Sticking up for our own interests

Evelyn Gordon shows how our own emissaries abroad are damaging Israel's interests by letting the other side set the agenda.
So why do Americans think Netanyahu doesn’t want peace? Well, everyone knows the Palestinians have demands that he refuses to meet (like a pre-negotiations commitment to the 1949 armistice lines); they say so constantly. But few people realize Israel has demands the Palestinians have consistently refused to meet because Israel doesn’t say so.

To understand how deep this Israeli pathology runs, consider official Israel’s response to a New York Times editorial earlier this month. The editorial urged Palestinian Authority President Mahmoud Abbas to begin direct talks with Israel but sympathized with the fear he “no doubt” feels that Netanyahu “will use the process to give the illusion of progress while never addressing Palestinian concerns about borders, security, refugees and the future of Jerusalem” — and that despite this, “the Palestinians will be blamed if negotiations fail.”

Based on past experience, the reverse is far more likely: in previous talks, Israel made massive concessions on these issues while the Palestinian made no concessions at all to Israel’s concerns, yet most of the world still blamed Israel. The Times, however, neglected to mention that possibility.

That a leading American paper doesn’t recognize (or doesn’t acknowledge) that Israel, too, has legitimate concerns that must be addressed, and so far haven’t been, is problematic enough. Still, given the Times’s pro-Palestinian bias, perhaps you can’t expect anything better.

But it turns out you also can’t expect anything better from Israel’s own ambassador to the U.S. In the letter he wrote in response, Michael Oren correctly slammed the Times for implying that Netanyahu, rather than Abbas, has resisted direct talks until now; for ignoring “Israel’s attempts, in 2000 and 2008,” to address the Palestinians’ final-status concerns, “only to be rebuffed by Palestinian leaders, including Mr. Abbas”; and for its ad hominem attack on Netanyahu (whom it termed a “master manipulator”).
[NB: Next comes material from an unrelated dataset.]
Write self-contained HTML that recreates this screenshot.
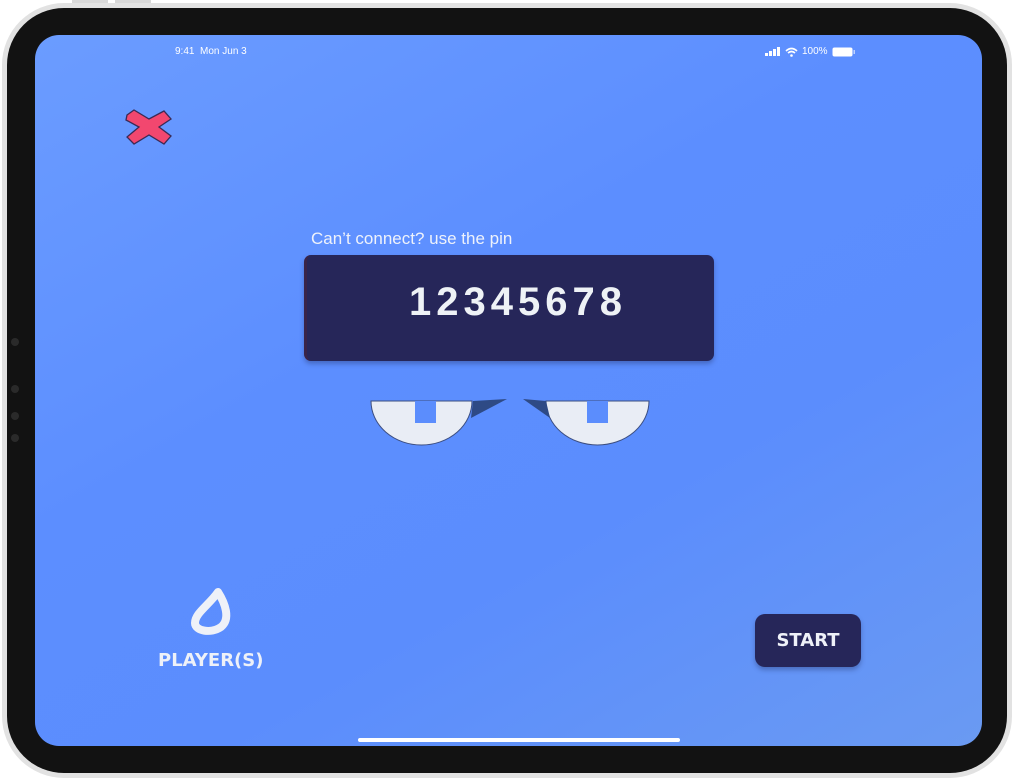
<!DOCTYPE html>
<html><head><style>
body{margin:0;width:1014px;height:781px;background:#fff;position:relative;overflow:hidden;font-family:"Liberation Sans",sans-serif}
.outer{position:absolute;left:2px;top:3px;width:1010px;height:775px;border-radius:62px;background:#e2e2e2}
.bezel{position:absolute;left:7px;top:8px;width:1000px;height:765px;border-radius:57px;background:#121212}
.screen{position:absolute;left:35px;top:35px;width:947px;height:711px;border-radius:24px;overflow:hidden;background:linear-gradient(150deg,#6b9cff 0%,#5c8eff 40%,#5b8dfd 65%,#6a9af2 100%)}
.abs{position:absolute}
</style></head><body>
<div class="abs" style="left:72px;top:0;width:36px;height:4px;background:#d8d8d8"></div>
<div class="abs" style="left:115px;top:0;width:36px;height:4px;background:#d8d8d8"></div>
<div class="outer"></div>
<div class="bezel"></div>
<div class="abs" style="left:11px;top:338px;width:8px;height:8px;border-radius:50%;background:#2a2a2a"></div>
<div class="abs" style="left:11px;top:385px;width:8px;height:8px;border-radius:50%;background:#2a2a2a"></div>
<div class="abs" style="left:11px;top:412px;width:8px;height:8px;border-radius:50%;background:#2a2a2a"></div>
<div class="abs" style="left:11px;top:434px;width:8px;height:8px;border-radius:50%;background:#2a2a2a"></div>
<div class="screen">
 <div class="abs" style="left:140px;top:11px;font-size:10px;color:#fff">9:41&nbsp; Mon Jun 3</div>
 <div class="abs" style="left:730px;top:11px;font-size:10px;color:#fff;display:flex;align-items:center;gap:4px">
  <svg width="16" height="9"><rect x="0" y="6" width="3" height="3" fill="#fff"/><rect x="4" y="4" width="3" height="5" fill="#fff"/><rect x="8" y="2" width="3" height="7" fill="#fff"/><rect x="12" y="0" width="3" height="9" fill="#fff"/></svg>
  <svg width="13" height="10"><path d="M1 4 Q6.5 -1 12 4 M3 6 Q6.5 3 10 6" stroke="#fff" stroke-width="1.6" fill="none"/><circle cx="6.5" cy="8.5" r="1.3" fill="#fff"/></svg>
  <span>100%</span>
  <svg width="24" height="10"><rect x="0.5" y="0.5" width="20" height="9" rx="2" fill="#fff"/><rect x="21.5" y="3" width="1.5" height="4" fill="#fff" opacity=".6"/></svg>
 </div>
 <svg class="abs" style="left:90px;top:72px" width="50" height="40"><path d="M2 8 L9 3 L24 12 L39 4 L46 12 L34 20 L46 29 L39 37 L24 28 L9 37 L2 30 L14 20 L1 13 Z" fill="#f2476f" stroke="#3a2a55" stroke-width="1.3"/></svg>
 <div class="abs" style="left:276px;top:194px;font-size:17px;color:#eef2fb">Can’t connect? use the pin</div>
 <div class="abs" style="left:269px;top:220px;width:410px;height:106px;background:#262659;border-radius:7px;border-left:3px solid #3a2448;box-shadow:0 3px 5px rgba(30,40,90,.35);box-sizing:border-box"></div>
 <div class="abs" style="left:269px;top:245px;width:410px;text-align:center;font-size:40px;font-weight:bold;color:#eef2f6;letter-spacing:5px;padding-left:18px;box-sizing:border-box">12345678</div>
 <svg class="abs" style="left:330px;top:360px" width="290" height="55">
  <path d="M6 6 H107 A50.5 44 0 0 1 6 6 Z" fill="#e9edf5" stroke="#3c4e80" stroke-width="1"/>
  <rect x="50" y="6" width="21" height="22" fill="#5b8dfd"/>
  <path d="M108 6 L142 4 L106 23 Z" fill="#2e4a85"/>
  <path d="M181 6 H284 A51.5 44 0 0 1 181 6 Z" fill="#e9edf5" stroke="#3c4e80" stroke-width="1"/>
  <rect x="222" y="6" width="21" height="22" fill="#5b8dfd"/>
  <path d="M181 6 L158 4 L185 23 Z" fill="#2e4a85"/>
 </svg>
 <svg class="abs" style="left:150px;top:548px" width="50" height="55"><path d="M33 9 C40 20 46 36 36 44 C26 51 10 48 10 40 C10 30 24 22 33 9 Z" fill="none" stroke="#eef1f8" stroke-width="8" stroke-linejoin="round"/></svg>
 <div class="abs" style="left:123px;top:615px;font-size:18px;font-weight:bold;color:#eef1f8;font-family:'DejaVu Sans',sans-serif">PLAYER(S)</div>
 <div class="abs" style="left:720px;top:579px;width:106px;height:53px;background:#262659;border-radius:10px;box-shadow:0 3px 5px rgba(30,40,90,.35);color:#eef1f8;font-weight:bold;font-size:18px;text-align:center;line-height:53px;font-family:'DejaVu Sans',sans-serif">START</div>
 <div class="abs" style="left:323px;top:703px;width:322px;height:4px;border-radius:2px;background:#fff"></div>
</div>
</body></html>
But he didn’t say a word about Israel having concerns of its own on “borders, security, refugees, and the future of Jerusalem” that the Palestinians have repeatedly failed to address. And if Israel’s own ambassador won’t say so, who will?
I've read three stories in the last few days about how Oren is 'coming into his own' and how the American Jewish community and the media are finally seeing him realize his potential as a diplomat. I guess you have to refrain from advocating Israel's interests to get coverage like that.
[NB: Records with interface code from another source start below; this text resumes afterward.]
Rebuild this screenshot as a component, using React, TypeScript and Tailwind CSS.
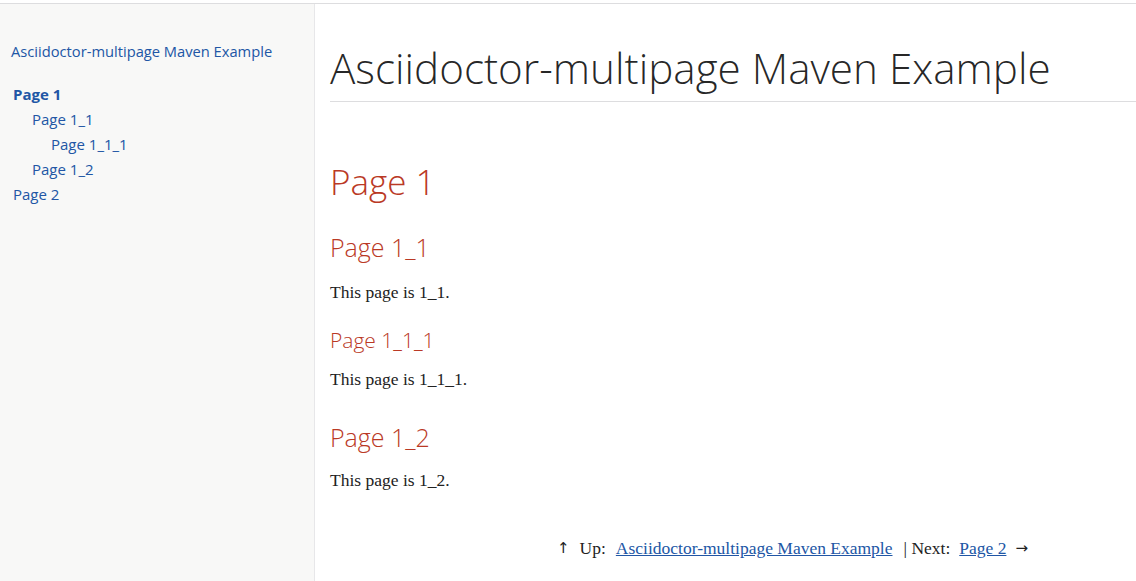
const sans = "font-['Open_Sans','DejaVu_Sans',sans-serif]";
const serif = "font-['Liberation_Serif','DejaVu_Serif',serif]";

const toc = [
  { label: "Page 1", level: 0, current: true },
  { label: "Page 1_1", level: 1 },
  { label: "Page 1_1_1", level: 2 },
  { label: "Page 1_2", level: 1 },
  { label: "Page 2", level: 0 },
];

const indent = ["pl-[13px]", "pl-[32px]", "pl-[51px]"];

export default function App() {
  return (
    <div className="h-[581px] w-[1136px] overflow-hidden bg-white pt-[3px]">
      <div className="flex h-full border-t border-[#dddddf]">
        {/* sidebar */}
        <aside className={`w-[315px] shrink-0 border-r border-[#e7e7e9] bg-[#f8f8f7] ${sans}`}>
          <div className="pl-[11px] pt-[37px] text-[14.7px] leading-[20px] text-[#2156a5]">
            Asciidoctor-multipage Maven Example
          </div>
          <ul className="mt-[21px] text-[15px] leading-[25px] text-[#2156a5]">
            {toc.map((t) => (
              <li key={t.label} className={`${indent[t.level]} ${t.current ? "font-bold" : ""}`}>
                {t.label}
              </li>
            ))}
          </ul>
        </aside>

        {/* main */}
        <main className="flex-1 pl-[15px]">
          <h1
            className={`mt-[37px] border-b border-[#dddddf] pb-[6px] text-[42.2px] font-light leading-[54px] text-black/85 ${sans}`}
          >
            Asciidoctor-multipage Maven Example
          </h1>

          <h2 className={`mt-[57px] text-[35px] font-light leading-[46px] text-[#ba3925] ${sans}`}>Page 1</h2>

          <h3 className={`mt-[25px] text-[25px] font-light leading-[34px] text-[#ba3925] ${sans}`}>Page 1_1</h3>
          <p className={`mt-[16px] text-[17.5px] leading-[24px] text-[#222] ${serif}`}>This page is 1_1.</p>

          <h4 className={`mt-[21px] text-[21px] font-light leading-[30px] text-[#ba3925] ${sans}`}>Page 1_1_1</h4>
          <p className={`mt-[12px] text-[17.5px] leading-[24px] text-[#222] ${serif}`}>This page is 1_1_1.</p>

          <h3 className={`mt-[29px] text-[25px] font-light leading-[34px] text-[#ba3925] ${sans}`}>Page 1_2</h3>
          <p className={`mt-[14px] text-[17.5px] leading-[24px] text-[#222] ${serif}`}>This page is 1_2.</p>

          <nav className={`mt-[44px] flex justify-end pr-[108px] text-[17.5px] leading-[24px] text-[#222] ${serif}`}>
            <span className="font-['DejaVu_Sans',sans-serif] text-[15px]">↑</span>
            <span className="ml-[10px]">Up:</span>
            <a className="ml-[10px] text-[#2156a5] underline">Asciidoctor-multipage Maven Example</a>
            <span className="ml-[11px]">| Next:</span>
            <a className="ml-[9px] text-[#2156a5] underline">Page 2</a>
            <span className="ml-[9px] font-['DejaVu_Sans',sans-serif] text-[15px] text-[#222]">→</span>
          </nav>
        </main>
      </div>
    </div>
  );
}
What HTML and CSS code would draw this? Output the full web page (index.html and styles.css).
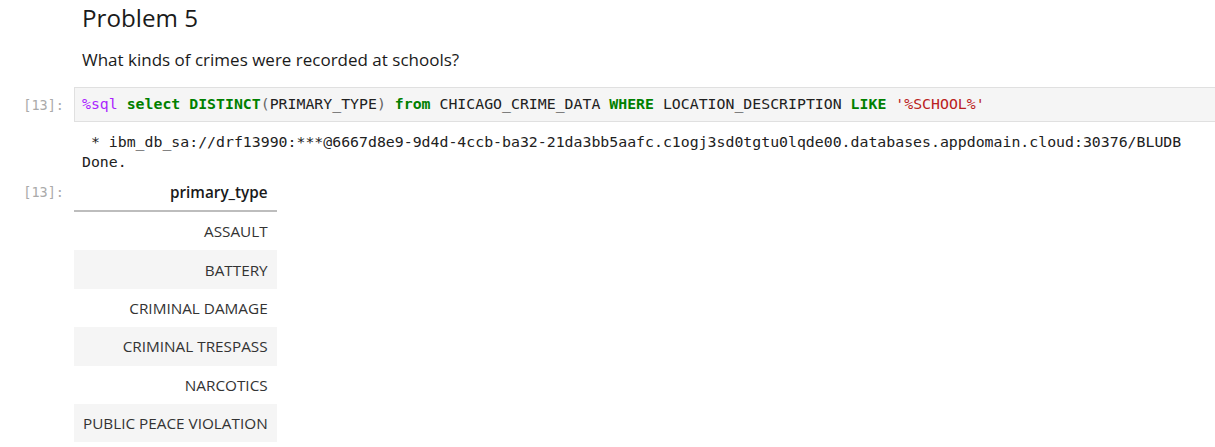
FILE: index.html
```html
<!DOCTYPE html>
<html>
<head>
<meta charset="utf-8">
<link rel="stylesheet" href="styles.css">
</head>
<body>
<div class="notebook">
  <div class="cell md">
    <div class="prompt"></div>
    <div class="md-body">
      <h2 class="title">Problem 5</h2>
      <p class="question">What kinds of crimes were recorded at schools?</p>
    </div>
  </div>
  <div class="cell code">
    <div class="prompt in">[13]:</div>
    <div class="input"><span class="magic">%sql</span> <span class="kw">select</span> <span class="kw">DISTINCT</span><span class="op">(</span>PRIMARY_TYPE<span class="op">)</span> <span class="kw">from</span> CHICAGO_CRIME_DATA <span class="kw">WHERE</span> LOCATION_DESCRIPTION <span class="kw">LIKE</span> <span class="str">'%SCHOOL%'</span></div>
  </div>
  <div class="cell out">
    <div class="prompt"></div>
    <pre class="stdout"> * ibm_db_sa://drf13990:***@6667d8e9-9d4d-4ccb-ba32-21da3bb5aafc.c1ogj3sd0tgtu0lqde00.databases.appdomain.cloud:30376/BLUDB
Done.</pre>
  </div>
  <div class="cell out">
    <div class="prompt outp">[13]:</div>
    <table class="df">
      <thead><tr><th>primary_type</th></tr></thead>
      <tbody>
        <tr><td>ASSAULT</td></tr>
        <tr><td>BATTERY</td></tr>
        <tr><td>CRIMINAL DAMAGE</td></tr>
        <tr><td>CRIMINAL TRESPASS</td></tr>
        <tr><td>NARCOTICS</td></tr>
        <tr><td>PUBLIC PEACE VIOLATION</td></tr>
      </tbody>
    </table>
  </div>
</div>
</body>
</html>
```
FILE: styles.css
```css
html, body {
  margin: 0;
  padding: 0;
  background: #fff;
  overflow: hidden;
}
body {
  font-family: "Open Sans", "Noto Sans", sans-serif;
  color: #212121;
}
.notebook {
  width: 1215px;
  overflow: hidden;
}
.cell {
  display: flex;
  align-items: flex-start;
}
.prompt {
  width: 74px;
  flex: none;
  box-sizing: border-box;
  padding-right: 10px;
  text-align: right;
  font-family: "DejaVu Sans Mono", monospace;
  font-size: 13.5px;
  color: #aaaaaa;
}
.md-body {
  padding-left: 8px;
}
.title {
  margin: 0;
  padding-top: 1px;
  font-weight: 400;
  font-size: 24.2px;
  line-height: 34px;
  color: #1a1a1a;
}
.question {
  margin: 12px 0 0;
  font-size: 17px;
  line-height: 26px;
  color: #1a1a1a;
}
.code {
  margin-top: 14px;
}
.prompt.in {
  line-height: 35px;
  padding-top: 1px;
}
.input {
  flex: 1;
  min-width: 0;
  margin-right: -20px;
  height: 35px;
  box-sizing: border-box;
  border: 1px solid #e0e0e0;
  background: #f5f5f5;
  padding: 0 7px;
  font-family: "DejaVu Sans Mono", monospace;
  font-size: 14.85px;
  line-height: 33px;
  color: #212121;
  white-space: pre;
  overflow: hidden;
}
.magic { color: #aa22ff; }
.kw { color: #008000; font-weight: bold; }
.op { color: #666; }
.str { color: #ba2121; }
.stdout {
  margin: 9px 0 0;
  padding-left: 8px;
  font-family: "DejaVu Sans Mono", monospace;
  font-size: 14.85px;
  line-height: 20px;
  color: #212121;
}
.prompt.outp {
  line-height: 20px;
  padding-top: 10px;
}
.df {
  margin-top: 2px;
  border-collapse: collapse;
  font-size: 15.3px;
  color: #333;
}
.df th, .df td {
  text-align: right;
  padding: 0 9px;
  height: 38.4px;
  line-height: 20px;
}
.df th {
  font-weight: 600;
  color: #1a1a1a;
  height: 36px;
  border-bottom: 2px solid #bdbdbd;
}
.df tbody tr:nth-child(even) {
  background: #f5f5f5;
}
```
But at least the machers are pleased. Isn't that what we're supposed to be seeking?

2 Comments:

At 10:42 PM, Blogger Sunlight said...

As I've said here a million times... right before the '08 election, an Israeli consulate person, who had heard Obama at AIPAC in DC, came to a local event just frothing over how wonderful Obama was. The next day, Obama backtracked and said the opposite, as he always does, but the Israeli consulate person never did issue a correction. And I have heard no correction to this date from them.
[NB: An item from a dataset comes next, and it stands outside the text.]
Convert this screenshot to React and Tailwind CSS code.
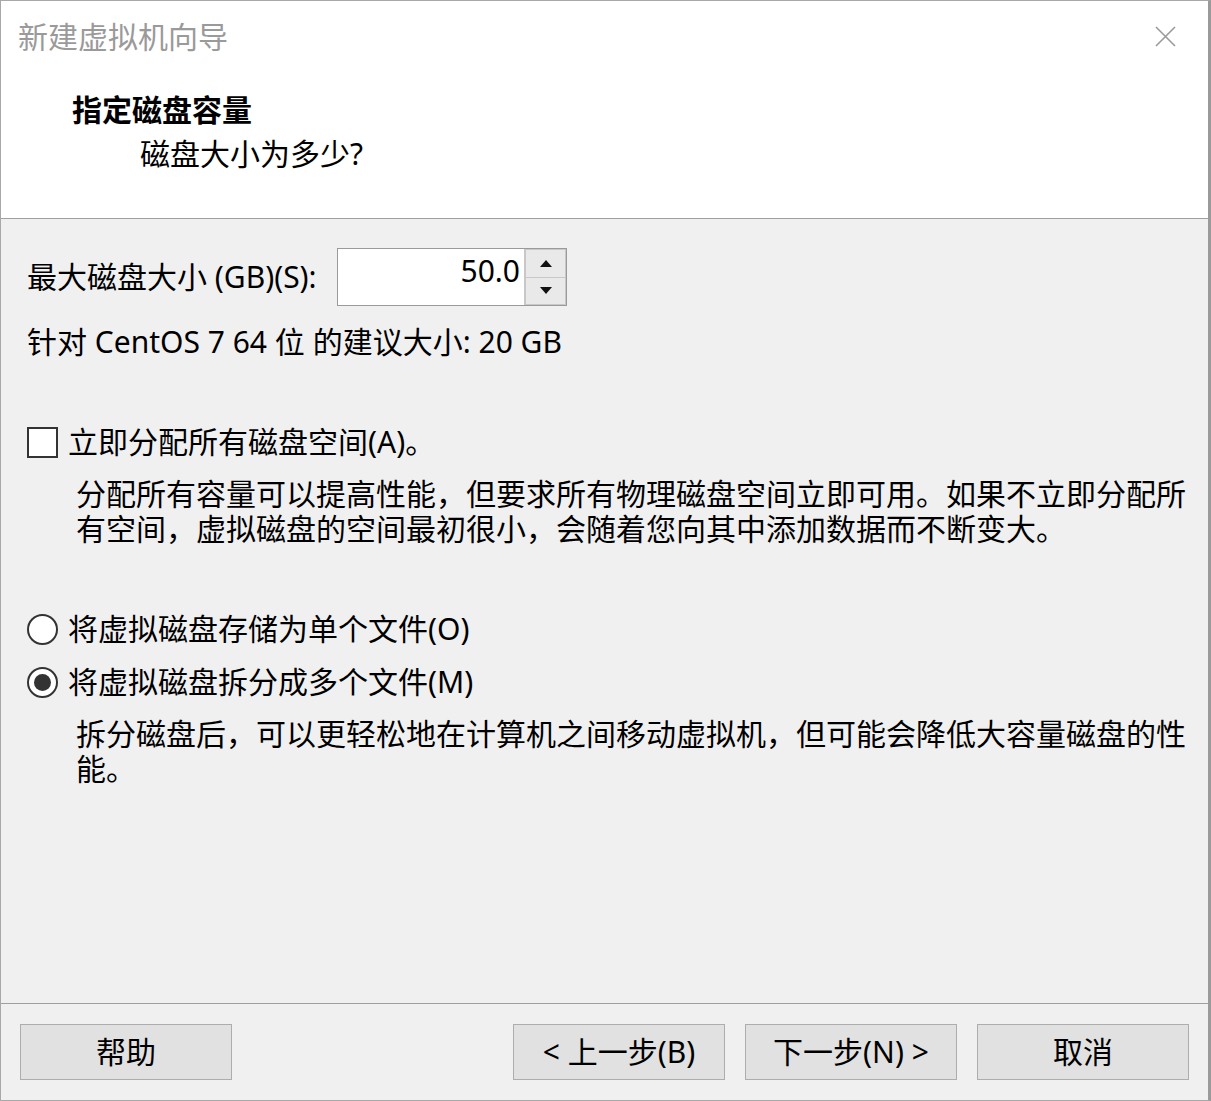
import React from 'react';

const font = { fontFamily: '"Noto Sans", "Noto Sans CJK SC", sans-serif' };

const Radio = ({ checked }) => (
  <span className="w-[31px] h-[31px] rounded-full border-2 border-[#333] bg-white flex items-center justify-center shrink-0">
    {checked && <span className="w-[17px] h-[17px] rounded-full bg-[#333]"></span>}
  </span>
);

const Button = ({ children }) => (
  <button className="w-[212px] h-[56px] bg-[#e1e1e1] border border-[#adadad] text-[30px] leading-[30px] text-black flex items-center justify-center">
    {children}
  </button>
);

const App = () => {
  return (
    <div
      className="w-[1211px] h-[1101px] flex flex-col bg-[#f0f0f0] border border-[#a8a8a8] border-r-[3px] border-r-[#9a9a9a] text-black overflow-hidden"
      style={font}
    >
      {/* TITLE + HEADER */}
      <div className="bg-white h-[218px] shrink-0 border-b border-[#a0a0a0] flex flex-col">
        <div className="flex items-center justify-between pl-[17px] pr-[32px] pt-[21px]">
          <p className="text-[30px] leading-[30px] text-[#9a9a9a]">新建虚拟机向导</p>
          <svg width="21" height="21" viewBox="0 0 21 21" className="mt-[-2px]">
            <path d="M1 1 L20 20 M20 1 L1 20" stroke="#9a9a9a" strokeWidth="1.6" fill="none" />
          </svg>
        </div>
        <p className="pl-[71px] mt-[43px] text-[30px] leading-[30px] font-bold">指定磁盘容量</p>
        <p className="pl-[139px] mt-[14px] text-[30px] leading-[30px]">磁盘大小为多少?</p>
      </div>

      {/* BODY */}
      <div className="flex-1 pl-[26px] flex flex-col">
        <div className="flex items-center mt-[29px] h-[58px]">
          <p className="text-[30px] leading-[30px] w-[310px]">最大磁盘大小 (GB)(S):</p>
          <div className="flex h-[58px] border border-[#9a9a9a] bg-white">
            <div className="w-[186px] flex items-center justify-end pr-[4px] pb-[12px] text-[30px] leading-[30px]">50.0</div>
            <div className="w-[42px] flex flex-col border-l border-[#c8c8c8] bg-[#e9e9e9]">
              <div className="flex-1 flex items-center justify-center border border-[#c8c8c8]">
                <svg width="12" height="7" viewBox="0 0 12 7"><path d="M6 0 L12 7 L0 7 Z" fill="#111" /></svg>
              </div>
              <div className="flex-1 flex items-center justify-center border border-t-0 border-[#c8c8c8]">
                <svg width="12" height="7" viewBox="0 0 12 7"><path d="M0 0 L12 0 L6 7 Z" fill="#111" /></svg>
              </div>
            </div>
          </div>
        </div>

        <p className="mt-[21px] text-[30px] leading-[30px]">针对 CentOS 7 64 位 的建议大小: 20 GB</p>

        <div className="flex items-center gap-[10px] mt-[70px] h-[30px]">
          <span className="w-[31px] h-[31px] border-2 border-[#333] bg-white shrink-0"></span>
          <p className="text-[30px] leading-[30px]">立即分配所有磁盘空间(A)。</p>
        </div>
        <p className="ml-[49px] mt-[19px] w-[1125px] text-[30px] leading-[35px]">
          分配所有容量可以提高性能，但要求所有物理磁盘空间立即可用。如果不立即分配所有空间，虚拟磁盘的空间最初很小，会随着您向其中添加数据而不断变大。
        </p>

        <div className="flex items-center gap-[10px] mt-[68px] h-[30px]">
          <Radio />
          <p className="text-[30px] leading-[30px]">将虚拟磁盘存储为单个文件(O)</p>
        </div>
        <div className="flex items-center gap-[10px] mt-[23px] h-[30px]">
          <Radio checked />
          <p className="text-[30px] leading-[30px]">将虚拟磁盘拆分成多个文件(M)</p>
        </div>
        <p className="ml-[49px] mt-[19px] w-[1125px] text-[30px] leading-[35px]">
          拆分磁盘后，可以更轻松地在计算机之间移动虚拟机，但可能会降低大容量磁盘的性能。
        </p>
      </div>

      {/* FOOTER */}
      <div className="h-[97px] shrink-0 border-t border-[#a0a0a0] flex items-center px-[19px] pb-[1px]">
        <Button>帮助</Button>
        <div className="flex-1"></div>
        <div className="flex gap-[20px]">
          <Button>&lt; 上一步(B)</Button>
          <Button>下一步(N) &gt;</Button>
          <Button>取消</Button>
        </div>
      </div>
    </div>
  );
};

export default App;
Also, Israel has not made the case regarding rockets landing on Israeli civilians from Leb. and Gaza and, if given the land, from the West Bank.

 
At 5:07 AM, Blogger NormanF said...

If Israel doesn't know how to explain its own national interests and defend them before a hostile world, don't expect the world mass media to wonder what they are when even Israel's top officials don't know what they are! Israeli officials have gotten so used over the past 17 years in advancing the Arab narrative they have forgotten they live in a country called Israel!